None of us were present when our Lord walked the final road of his passion to the cross. So we can’t do worse than the words of another person who also wasn’t there, but whose words on the cross have stood the test of time. Paul exudes unambiguity regarding the cross when he makes it plain that the crown of the Son of God’s exaltation was death, “even death on a cross” (Philippians 2:8), and that, “For our sake he made him to be sin who knew no sin, so that in him we might become the righteousness of God” (2 Corinthians 5:21). What makes the cross unambiguous is not its finely presented and parsed out theories but that it is, in its essence, God for us.

God for us is the gift that the stations of the cross place in front of our eyes. In Deuteronomy we read about how the Israelites were to make the words of the Lord, through Moses his servant, as “frontlets between the eyes” (Deuteronomy 6:8). The cross of Christ is the frontlet placed between our eyes. The Word of the Lord in Jesus is where all things come together for all people because in Jesus we see that God is indeed for us. 

The scriptures drive home this point that the crucified and risen Christ is most clearly God for us, but we certainly get a taste of that “in the beginning” (cf. Genesis 1). Creation itself is God making clear that God is for us. In addition to the stations we are pleased to display for you another work of Sielle’s on the back cover. This piece comes from a collection of pieces that seek to communicate creation. The One Creation paintings are a series of ten works “about the interconnectedness of all living things and our crucial interdependency on each other.” The artist says that the idea of these abstracts were in response to the threat of extremism. 

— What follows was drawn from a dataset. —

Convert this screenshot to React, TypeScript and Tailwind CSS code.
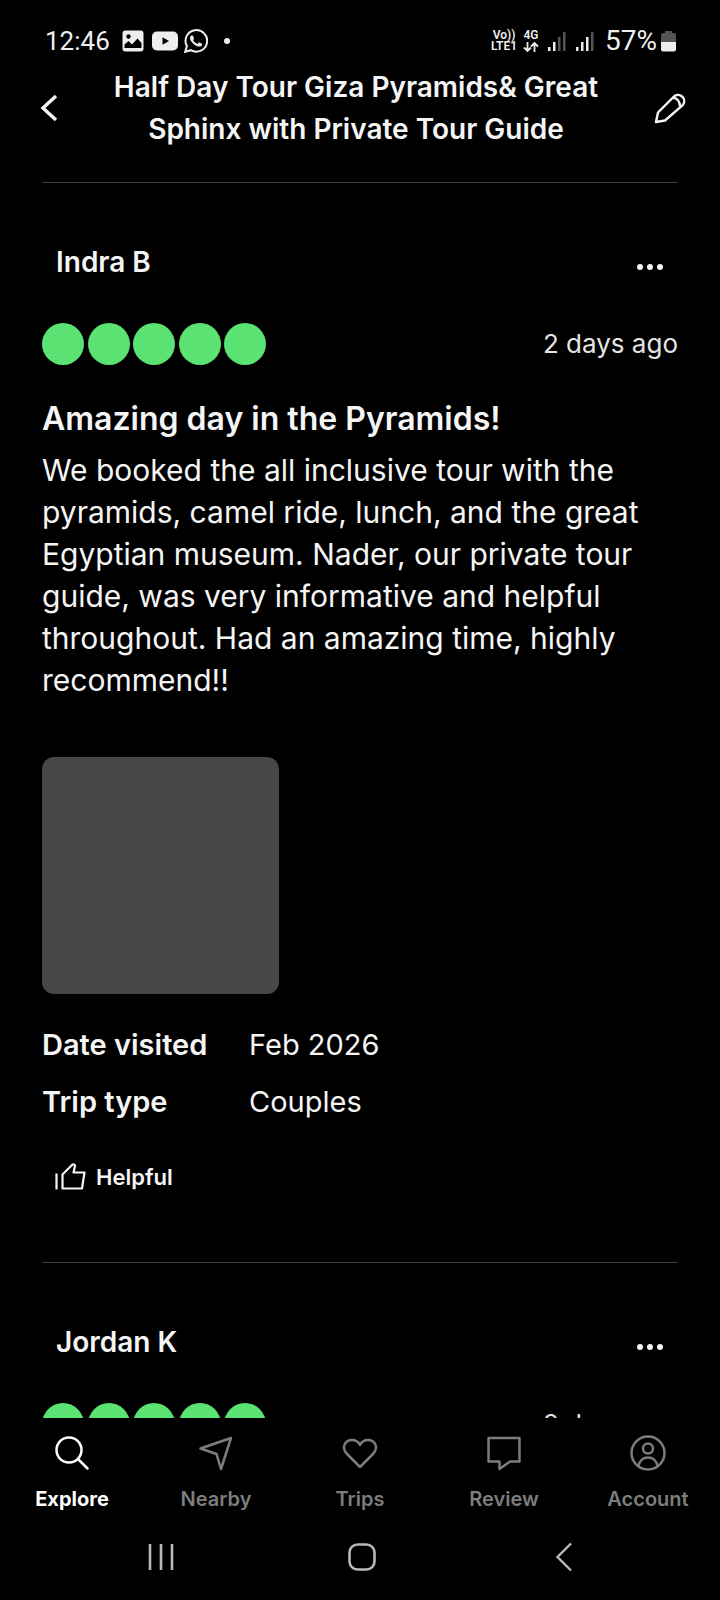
import type { ReactNode } from "react";

const reviews = [
  {
    name: "Indra B",
    rating: 5,
    when: "2 days ago",
    title: "Amazing day in the Pyramids!",
    text: "We booked the all inclusive tour with the pyramids, camel ride, lunch, and the great Egyptian museum. Nader, our private tour guide, was very informative and helpful throughout. Had an amazing time, highly recommend!!",
    visited: "Feb 2026",
    trip: "Couples",
  },
  { name: "Jordan K", rating: 5, when: "2 days ago" },
];

type Review = (typeof reviews)[number];

const tabs: { label: string; active?: boolean; icon: ReactNode }[] = [
  { label: "Explore", active: true, icon: <><circle cx="15" cy="15" r="12.5"/><path d="M24 24l9.5 9.5"/></> },
  { label: "Nearby", icon: <path d="M33 3L2.500 13.500L18.500 19L23 34z"/> },
  { label: "Trips", icon: <path d="M18 32L4.500 18.500C-1 12 3.500 5 10 5c4 0 6.500 2 8 5c1.500-3 4-5 8-5C32.500 5 37 12 31.500 18.500z"/> },
  { label: "Review", icon: <path d="M2.500 3h31v23.500H24L13.500 34v-7.500h-11z"/> },
  { label: "Account", icon: <><circle cx="18" cy="18" r="16.5"/><circle cx="18" cy="13.500" r="5"/><path d="M8.500 31c1-5.500 5-8.500 9.500-8.500s8.500 3 9.500 8.500"/></> },
];

function Signal({ level }: { level: number }) {
  return (
    <svg width="20" height="20" viewBox="0 0 20 20" aria-hidden="true">
      {[4, 9, 14, 19].map((h, i) => (
        <rect key={h} x={i * 5 + 1} y={20 - h} width="2.5" height={h} fill={i < level ? "#eee" : "#555"}/>
      ))}
    </svg>
  );
}

function StatusBar() {
  return (
    <div className="flex h-[66px] shrink-0 items-center justify-between pl-[45px] pr-11 pt-4 text-[26px] leading-8 text-[#eee] font-[Roboto,sans-serif]">
      <div className="flex items-center">
        <span>12:46</span>
        <svg className="ml-3" width="22" height="22" viewBox="0 0 22 22" aria-hidden="true">
          <rect x="0.5" y="0.5" width="21" height="21" rx="3" fill="#eee"/>
          <circle cx="6.5" cy="6.5" r="2.2" fill="#000"/>
          <path d="M2.500 18v-3.500L6.500 11l3.500 3.500L15.500 8.500l4 4.500v5z" fill="#000"/>
        </svg>
        <svg className="ml-2" width="26" height="20" viewBox="0 0 26 20" aria-hidden="true">
          <rect width="26" height="19" y="0.5" rx="5" fill="#eee"/>
          <path d="M10.500 6.200v7.600l6.500-3.800z" fill="#000"/>
        </svg>
        <svg className="ml-1.5" width="24" height="24" viewBox="0 0 24 24" fill="#eee" aria-hidden="true">
          <path d="M17.472 14.382c-.297-.149-1.758-.867-2.030-.967-.273-.099-.471-.148-.670.150-.197.297-.767.966-.940 1.164-.173.199-.347.223-.644.075-.297-.150-1.255-.463-2.390-1.475-.883-.788-1.480-1.761-1.653-2.059-.173-.297-.018-.458.130-.606.134-.133.298-.347.446-.520.149-.174.198-.298.298-.497.099-.198.050-.371-.025-.520-.075-.149-.669-1.612-.916-2.207-.242-.579-.487-.500-.669-.510-.173-.008-.371-.010-.570-.010-.198 0-.520.074-.792.372-.272.297-1.040 1.016-1.040 2.479 0 1.462 1.065 2.875 1.213 3.074.149.198 2.096 3.200 5.077 4.487.709.306 1.262.489 1.694.625.712.227 1.360.195 1.871.118.571-.085 1.758-.719 2.006-1.413.248-.694.248-1.289.173-1.413-.074-.124-.272-.198-.570-.347z"/>
          <path d="M1.200 22.800l1.700-5.700a10.800 10.800 0 1 1 4 4.100z" fill="none" stroke="#eee" strokeWidth="2"/>
        </svg>
        <span className="ml-4 size-1.5 rounded-full bg-[#eee]"/>
      </div>
      <div className="flex items-center">
        <div className="grid grid-cols-[26px_16px] gap-x-1.5 text-center text-[12px] leading-[11px] font-semibold">
          <span>Vo))</span>
          <span>4G</span>
          <span>LTE1</span>
          <svg className="self-center justify-self-center" width="16" height="10" viewBox="0 0 16 10" fill="none" stroke="#eee" strokeWidth="1.8" aria-hidden="true">
            <path d="M4.500 0v9M1 5.500L4.500 9L8 5.500M11.500 10V1M8 4.500L11.500 1L15 4.500"/>
          </svg>
        </div>
        <div className="ml-2 flex gap-2">
          <Signal level={2}/>
          <Signal level={3}/>
        </div>
        <span className="ml-2.5 text-[28px]">57%</span>
        <svg className="ml-1" width="15" height="21" viewBox="0 0 15 21" aria-hidden="true">
          <path d="M4 0h7v2h2q2 0 2 2v7H0V4q0-2 2-2h2z" fill="#555"/>
          <path d="M0 11h15v7.500q0 2-2 2H2q-2 0-2-2z" fill="#eee"/>
        </svg>
      </div>
    </div>
  );
}

function ReviewCard({ review }: { review: Review }) {
  return (
    <article className="border-t border-[#3f3f3f] pb-16 pt-[58px]">
      <div className="flex items-center justify-between px-3.5">
        <h2 className="text-[28px] leading-[42px] font-semibold">{review.name}</h2>
        <button type="button" aria-label="More options" className="pt-2.5">
          <svg width="28" height="8" viewBox="0 0 28 8" fill="currentColor">
            <circle cx="4" cy="4" r="3"/><circle cx="14" cy="4" r="3"/><circle cx="24" cy="4" r="3"/>
          </svg>
        </button>
      </div>
      <div className="mt-10 flex items-center justify-between">
        <div className="flex w-56 justify-between" role="img" aria-label={review.rating + " of 5"}>
          {Array.from({ length: review.rating }, (_, i) => (
            <span key={i} className="size-[42px] rounded-full bg-[#5ae272]"/>
          ))}
        </div>
        <span className="text-[26px] leading-[42px] text-[#e4e4e4]">{review.when}</span>
      </div>
      {review.title && (
        <>
          <h3 className="mt-[33px] text-[32px] leading-[42px] font-semibold">{review.title}</h3>
          <p className="mt-[9px] text-[30px] leading-[42px]">{review.text}</p>
          <div className="mt-14 size-[237px] rounded-xl bg-[#484647]"/>
          <dl className="mt-[30px] grid grid-cols-[207px_1fr] gap-y-[15px] text-[29px] leading-[42px]">
            <dt className="font-semibold">Date visited</dt>
            <dd>{review.visited}</dd>
            <dt className="font-semibold">Trip type</dt>
            <dd>{review.trip}</dd>
          </dl>
          <button type="button" className="ml-3 mt-[33px] flex h-[42px] items-center gap-2.5 text-[22px] font-semibold">
            <svg width="32" height="32" viewBox="0 0 32 32" fill="none" stroke="currentColor" strokeWidth="2.2" strokeLinejoin="round">
              <path d="M2.500 12.500v16M8.500 27.500V13.500L18.500 3.500q2.500-.500 2.500 1.500L19.500 11.500H30.500L28 27.500z"/>
            </svg>
            Helpful
          </button>
        </>
      )}
    </article>
  );
}

export default function App() {
  return (
    <div className="flex h-screen flex-col overflow-hidden bg-black text-[#f5f5f5] font-[Inter,sans-serif]">
      <StatusBar/>
      <header className="flex shrink-0 items-center justify-between pb-8 pl-[38px] pr-[34px]">
        <button type="button" aria-label="Back">
          <svg width="20" height="28" viewBox="0 0 20 28" fill="none" stroke="currentColor" strokeWidth="3.4">
            <path d="M18 2L5 14l13 12"/>
          </svg>
        </button>
        <h1 className="max-w-[540px] text-center text-[28px] leading-[42px] font-semibold">
          Half Day Tour Giza Pyramids&amp; Great Sphinx with Private Tour Guide
        </h1>
        <button type="button" aria-label="Write a review">
          <svg width="32" height="32" viewBox="0 0 32 32" fill="none" stroke="currentColor" strokeWidth="2.4" strokeLinejoin="round">
            <path d="M2 30L4 20.500L20.500 4a6.200 6.200 0 0 1 8.500 8.800L11 28.500z"/>
            <path d="M18.500 5.500c4.500.500 7.500 4 7.500 9"/>
          </svg>
        </button>
      </header>
      <main className="min-h-0 flex-1 overflow-hidden px-[42px]">
        {reviews.map((r) => <ReviewCard key={r.name} review={r}/>)}
      </main>
      <nav className="grid shrink-0 grid-cols-5 pt-[17px]">
        {tabs.map(({ label, active, icon }) => (
          <a key={label} href="#" className={"flex flex-col items-center gap-3.5 text-[20px] leading-7 " + (active ? "font-bold text-white" : "font-semibold text-[#7d7d7d]")}>
            <svg width="36" height="36" viewBox="0 0 36 36" fill="none" stroke="currentColor" strokeWidth="2.5" strokeLinejoin="round" strokeLinecap="round">{icon}</svg>
            {label}
          </a>
        ))}
      </nav>
      <div className="grid h-[87px] shrink-0 grid-cols-3 place-items-center pl-15 pr-14 text-[#b8b8b8]">
        <button type="button" aria-label="Recent apps">
          <svg width="28" height="28" viewBox="0 0 28 28" stroke="currentColor" strokeWidth="2.6"><path d="M3 1v26M14 1v26M25 1v26"/></svg>
        </button>
        <button type="button" aria-label="Home">
          <svg width="28" height="28" viewBox="0 0 28 28" fill="none" stroke="currentColor" strokeWidth="2.6"><rect x="1.5" y="1.5" width="25" height="25" rx="8"/></svg>
        </button>
        <button type="button" aria-label="System back">
          <svg width="18" height="30" viewBox="0 0 18 30" fill="none" stroke="currentColor" strokeWidth="2.4"><path d="M17 1.500L3.500 15L17 28.500"/></svg>
        </button>
      </div>
    </div>
  );
}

Moses’ account of the creation is itself a response to extremism. The ancient cultures that surrounded the Israelites were brutal in their view of humanity and in their view of the gods. The words of Israel’s great prophet present a different picture of the universe, humanity, and humanity’s God. Creation is a gift for all living things, with man and woman as its crown gift. Sin and death—tangible extremism—ripped a cosmic hole through the interconnectedness of all things. Instead of all things depending on God and each other, all things found themselves in extreme competition with one another.

That cosmic hole of extremism is met at the cross. Again, we don’t want to turn the cross into an ivory tower lecture, but we do want to see how the cross reconnects all things that have been disconnected by death. The reconciliation of all things comes through another cosmic cut in creation. This time, God himself is the one being cut down so that all things may be born again. Whatever failing words we have for the cross we will always have its impact: the reconciliation of all things. When most things are torn apart they are not able to be put back together again, but the Lord Jesus is not most things. His fate on his cross meets the fate of the world, and as the stone is rolled away we see that the world has been put together again.